Ia menambahkan bahwa yang inti pokok sangat banyak. Tapi, yang ingin lebih dikedepankan oleh Moderasi Beragama ada dua hal. Mengapa dua hal? Karena dua inilah yang banyak sekali disimpangi oleh umat beragama itu sendiri, yaitu melindungi harkat, derajat, dan martabat kemanusiaan.


“Intinya memanusiakan manusia. Karena kemanusiaan adalah inti pokok ajaran agama itu sendiri,” tandas LHS.


Kedua, membangun kemaslahatan bersama, yang mengejawantahkan dan mengimplementasikan inti pokok ajaran agama dalam hal ini kemanusiaan dan kemaslahatan haruslah berprinsipkan keadilan, keberimbangan, dan mentaati konstitusi sebagai kesepakatan kita hidup berbangsa dan bernegara.


“Sebenarnya bisa disederhanakan bahwa inti Moderasi Beragama adalah upaya agar kita dalam beragama tidak berlebih-lebihan atau melampaui batas.
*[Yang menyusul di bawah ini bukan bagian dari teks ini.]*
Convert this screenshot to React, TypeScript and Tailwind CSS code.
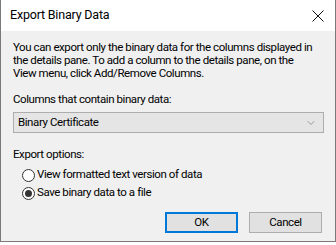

Dengan bahasa lain, Moderasi Beragama adalah ikhtiar agar setiap umat beragama lebih fokus mengedepankan inti pokok ajaran agamanya yang universal itu,” jelasnya.


LHS berpesan agar umat beragama tidak terlalu disibukkan dengan hal-hal yang sifatnya partikular dalam ajaran agama. Karena setiap agama memiliki ajaran-ajarannya yang bisa dipilah ke dalam dua kategori, yaitu ajaran universal seperti menegakkan keadilan, memenuhi hak-hak dasar manusia, melindungi martabat kemanusiaan, dan membangun kemaslahatan bersama.


“Itu nilai-nilai universal. Contoh lain, menghormati yang tua, melindungi yang mudah, jangan mencuri, jangan menipu, jangan berbohong. Itu ajaran-ajaran universal yang setiap kita pastilah meyakini bahwa itulah ajaran kebenaran, apapun agama yang kita anut,” pungkasnya.